** begin **

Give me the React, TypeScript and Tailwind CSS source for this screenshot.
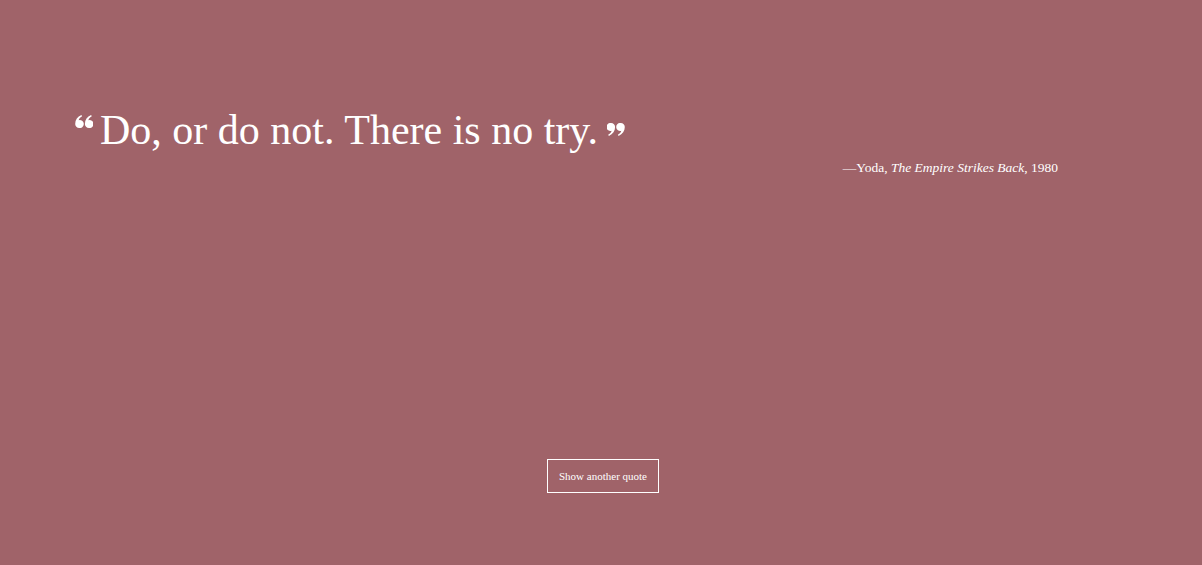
function QuoteMark({ close = false }: { close?: boolean }) {
  return (
    <svg viewBox="0 0 18 13" className={`w-[18px] h-[13px] shrink-0 ${close ? 'rotate-180' : ''}`} fill="currentColor">
      <path d="M4.2 13a4 4 0 0 1-4-4.1C.2 4.9 2.4 1.8 6.4 0l.7 1.2C4.9 2.5 3.9 3.8 3.7 5.2a4 4 0 1 1 .5 7.8z" />
      <path d="M13.9 13a4 4 0 0 1-4-4.1c0-4 2.2-7.1 6.2-8.9l.7 1.2c-2.2 1.3-3.2 2.6-3.4 4a4 4 0 1 1 .5 7.8z" />
    </svg>
  );
}

function App() {
  return (
    <div className="min-h-screen w-full bg-[#a06369] text-white flex flex-col" style={{ fontFamily: '"Liberation Serif", "DejaVu Serif", serif' }}>
      <main className="pt-[107px] pl-[75px] w-[1058px]">
        <blockquote className="flex items-start">
          <span className="mt-[8px] mr-[7px]"><QuoteMark /></span>
          <p className="text-[42px] leading-[46px]">Do, or do not. There is no try.</p>
          <span className="mt-[16px] ml-[9px]"><QuoteMark close /></span>
        </blockquote>
        <p className="text-right text-[13.5px] leading-[20px] mt-[5px]">
          —Yoda, <cite className="italic">The Empire Strikes Back</cite>, 1980
        </p>
      </main>
      <div className="flex justify-center mt-[281px]">
        <button className="border border-white w-[112px] h-[34px] text-[11px] text-white ml-[4px]">
          Show another quote
        </button>
      </div>
    </div>
  );
}

export default App;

** end **

WHAT YOU SHOULD DO -
Quote the data exactly, leaving every image out of the copy.

WORKED SOLUTION -
Give me the React, TypeScript and Tailwind CSS source for this screenshot.
function QuoteMark({ close = false }: { close?: boolean }) {
  return (
    <svg viewBox="0 0 18 13" className={`w-[18px] h-[13px] shrink-0 ${close ? 'rotate-180' : ''}`} fill="currentColor">
      <path d="M4.2 13a4 4 0 0 1-4-4.1C.2 4.9 2.4 1.8 6.4 0l.7 1.2C4.9 2.5 3.9 3.8 3.7 5.2a4 4 0 1 1 .5 7.8z" />
      <path d="M13.9 13a4 4 0 0 1-4-4.1c0-4 2.2-7.1 6.2-8.9l.7 1.2c-2.2 1.3-3.2 2.6-3.4 4a4 4 0 1 1 .5 7.8z" />
    </svg>
  );
}

function App() {
  return (
    <div className="min-h-screen w-full bg-[#a06369] text-white flex flex-col" style={{ fontFamily: '"Liberation Serif", "DejaVu Serif", serif' }}>
      <main className="pt-[107px] pl-[75px] w-[1058px]">
        <blockquote className="flex items-start">
          <span className="mt-[8px] mr-[7px]"><QuoteMark /></span>
          <p className="text-[42px] leading-[46px]">Do, or do not. There is no try.</p>
          <span className="mt-[16px] ml-[9px]"><QuoteMark close /></span>
        </blockquote>
        <p className="text-right text-[13.5px] leading-[20px] mt-[5px]">
          —Yoda, <cite className="italic">The Empire Strikes Back</cite>, 1980
        </p>
      </main>
      <div className="flex justify-center mt-[281px]">
        <button className="border border-white w-[112px] h-[34px] text-[11px] text-white ml-[4px]">
          Show another quote
        </button>
      </div>
    </div>
  );
}

export default App;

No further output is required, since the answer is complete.